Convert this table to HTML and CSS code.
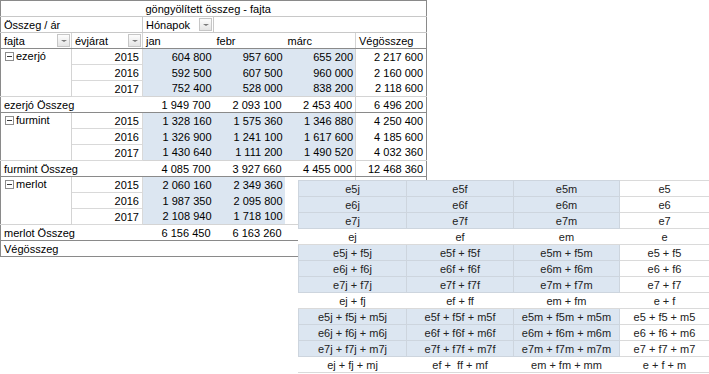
FILE: index.html
```html
<!DOCTYPE html>
<html lang="hu">
<head>
  <meta charset="UTF-8" />
  <title>göngyölített összeg</title>
  <link rel="stylesheet" href="styles.css">
</head>
<body>
  <div class="sheet">
    <table class="pivot">
      <colgroup>
        <col><col><col><col><col><col>
      </colgroup>
      <tr class="r-title">
        <td colspan="2"></td>
        <td colspan="4">göngyölített összeg - fajta</td>
      </tr>
      <tr class="r-meta">
        <td colspan="2">Összeg / ár</td>
        <td class="box"><div class="flt"><span>Hónapok</span><span class="dd"></span></div></td>
        <td colspan="3"></td>
      </tr>
      <tr class="r-head">
        <td class="sep"><div class="flt"><span>fajta</span><span class="dd"></span></div></td>
        <td class="sep"><div class="flt"><span>évjárat</span><span class="dd"></span></div></td>
        <td>jan</td>
        <td>febr</td>
        <td>márc</td>
        <td class="tot">Végösszeg</td>
      </tr>

      <tr>
        <td class="kind" rowspan="3"><span class="tog"></span>ezerjó</td>
        <td class="yr">2015</td>
        <td class="val">604 800</td><td class="val">957 600</td><td class="val">655 200</td>
        <td class="tot num">2 217 600</td>
      </tr>
      <tr>
        <td class="yr">2016</td>
        <td class="val">592 500</td><td class="val">607 500</td><td class="val">960 000</td>
        <td class="tot num">2 160 000</td>
      </tr>
      <tr>
        <td class="yr">2017</td>
        <td class="val">752 400</td><td class="val">528 000</td><td class="val">838 200</td>
        <td class="tot num">2 118 600</td>
      </tr>
      <tr class="sub">
        <td colspan="2">ezerjó Összeg</td>
        <td class="num">1 949 700</td><td class="num">2 093 100</td><td class="num">2 453 400</td>
        <td class="tot num">6 496 200</td>
      </tr>

      <tr>
        <td class="kind" rowspan="3"><span class="tog"></span>furmint</td>
        <td class="yr">2015</td>
        <td class="val">1 328 160</td><td class="val">1 575 360</td><td class="val">1 346 880</td>
        <td class="tot num">4 250 400</td>
      </tr>
      <tr>
        <td class="yr">2016</td>
        <td class="val">1 326 900</td><td class="val">1 241 100</td><td class="val">1 617 600</td>
        <td class="tot num">4 185 600</td>
      </tr>
      <tr>
        <td class="yr">2017</td>
        <td class="val">1 430 640</td><td class="val">1 111 200</td><td class="val">1 490 520</td>
        <td class="tot num">4 032 360</td>
      </tr>
      <tr class="sub">
        <td colspan="2">furmint Összeg</td>
        <td class="num">4 085 700</td><td class="num">3 927 660</td><td class="num">4 455 000</td>
        <td class="tot num">12 468 360</td>
      </tr>

      <tr>
        <td class="kind" rowspan="3"><span class="tog"></span>merlot</td>
        <td class="yr">2015</td>
        <td class="val">2 060 160</td><td class="val">2 349 360</td><td></td>
        <td class="tot num"></td>
      </tr>
      <tr>
        <td class="yr">2016</td>
        <td class="val">1 987 350</td><td class="val">2 095 800</td><td></td>
        <td class="tot num"></td>
      </tr>
      <tr>
        <td class="yr">2017</td>
        <td class="val">2 108 940</td><td class="val">1 718 100</td><td></td>
        <td class="tot num"></td>
      </tr>
      <tr class="sub">
        <td colspan="2">merlot Összeg</td>
        <td class="num">6 156 450</td><td class="num">6 163 260</td><td class="num"></td>
        <td class="tot num"></td>
      </tr>

      <tr class="grand">
        <td colspan="2">Végösszeg</td>
        <td></td><td></td><td></td><td class="tot"></td>
      </tr>
    </table>

    <div class="overlay">
      <table class="calc">
        <colgroup>
          <col class="c1"><col class="c2"><col class="c3"><col class="c4">
        </colgroup>
        <tr><td>e5j</td><td>e5f</td><td>e5m</td><td>e5</td></tr>
        <tr><td>e6j</td><td>e6f</td><td>e6m</td><td>e6</td></tr>
        <tr><td>e7j</td><td>e7f</td><td>e7m</td><td>e7</td></tr>
        <tr class="plain"><td>ej</td><td>ef</td><td>em</td><td>e</td></tr>
        <tr><td>e5j + f5j</td><td>e5f + f5f</td><td>e5m + f5m</td><td>e5 + f5</td></tr>
        <tr><td>e6j + f6j</td><td>e6f + f6f</td><td>e6m + f6m</td><td>e6 + f6</td></tr>
        <tr><td>e7j + f7j</td><td>e7f + f7f</td><td>e7m + f7m</td><td>e7 + f7</td></tr>
        <tr class="plain"><td>ej + fj</td><td>ef + ff</td><td>em + fm</td><td>e + f</td></tr>
        <tr><td>e5j + f5j + m5j</td><td>e5f + f5f + m5f</td><td>e5m + f5m + m5m</td><td>e5 + f5 + m5</td></tr>
        <tr><td>e6j + f6j + m6j</td><td>e6f + f6f + m6f</td><td>e6m + f6m + m6m</td><td>e6 + f6 + m6</td></tr>
        <tr><td>e7j + f7j + m7j</td><td>e7f + f7f + m7f</td><td>e7m + f7m + m7m</td><td>e7 + f7 + m7</td></tr>
        <tr class="plain"><td>ej + fj + mj</td><td>ef + &nbsp;ff + mf</td><td>em + fm + mm</td><td>e + f + m</td></tr>
      </table>
    </div>
  </div>
</body>
</html>
```

FILE: styles.css
```css
body {
  margin: 0;
  background: #fff;
  font-family: "Liberation Sans", Arial, sans-serif;
  font-size: 11px;
  color: #000;
}
.sheet {
  position: relative;
  width: 709px;
  height: 374px;
  overflow: hidden;
}

/* pivot */
.pivot {
  border-collapse: collapse;
  table-layout: fixed;
  width: 427px;
  border: 1px solid #8a8a8a;
}
.pivot col {
  width: 71px;
}
.pivot tr {
  height: 16px;
}
.pivot td {
  padding: 0 3px;
  line-height: 14px;
  white-space: nowrap;
  overflow: hidden;
  vertical-align: middle;
}
.r-title td,
.r-meta td {
  border-bottom: 1px solid #c8c8c8;
}
.r-meta .box {
  border: 1px solid #c8c8c8;
  padding-right: 1px;
}
.r-head td {
  border-bottom: 1px solid #8a8a8a;
}
.r-head .sep {
  border-right: 1px solid #d4d4d4;
  padding-right: 1px;
}
.flt {
  display: flex;
  justify-content: space-between;
  align-items: center;
}
.dd {
  width: 11px;
  height: 11px;
  border: 1px solid #c6c6c6;
  background: linear-gradient(#fdfdfd, #e4e4e4);
  display: flex;
  align-items: center;
  justify-content: center;
}
.dd::after {
  content: "";
  border-left: 3px solid transparent;
  border-right: 3px solid transparent;
  border-top: 2px solid #7a7a7a;
}
.kind {
  vertical-align: top !important;
  border-right: 1px solid #d4d4d4;
  padding-left: 4px !important;
}
.tog {
  display: inline-block;
  width: 7px;
  height: 7px;
  margin-right: 2px;
  border: 1px solid #8c8c8c;
  background: linear-gradient(#3a3a3a, #3a3a3a) center / 5px 1px no-repeat;
  vertical-align: -1px;
}
.yr {
  text-align: right;
  border: 1px solid #d9d9d9;
}
.val {
  text-align: right;
  background: #dce6f1;
  padding-right: 2px !important;
}
.num {
  text-align: right;
}
.tot {
  border-left: 1px solid #d4d4d4;
}
.sub td {
  border-top: 1px solid #d4d4d4;
  border-bottom: 1px solid #8a8a8a;
}
.grand td {
  border-top: 1px solid #8a8a8a;
}

/* floating block of formulas */
.overlay {
  position: absolute;
  left: 298px;
  top: 180px;
  right: 0;
  bottom: 0;
  background: #fff;
}
.calc {
  border-collapse: collapse;
  table-layout: fixed;
  width: 411px;
  border-top: 1px solid #c8c8c8;
  border-left: 1px solid #c8c8c8;
}
.calc .c1 { width: 108px; }
.calc .c2 { width: 107px; }
.calc .c3 { width: 106px; }
.calc .c4 { width: 90px; }
.calc tr {
  height: 16px;
}
.calc td {
  padding: 0;
  line-height: 14px;
  text-align: center;
  white-space: nowrap;
  color: #222;
  background: #dce6f1;
  border: 1px solid #cdd5de;
}
.calc td:last-child {
  background: #fff;
  border-color: #dadada;
}
.calc .plain td {
  background: #fff;
  border-left-color: #fff;
  border-right-color: #fff;
  border-top-color: #dadada;
  border-bottom-color: #dadada;
}
```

▸ **The request**:
Copy out every line that includes the word "table".

▸ **Right answer**:
Convert this table to HTML and CSS code.
    <table class="pivot">
    </table>
      <table class="calc">
      </table>
  table-layout: fixed;
  table-layout: fixed;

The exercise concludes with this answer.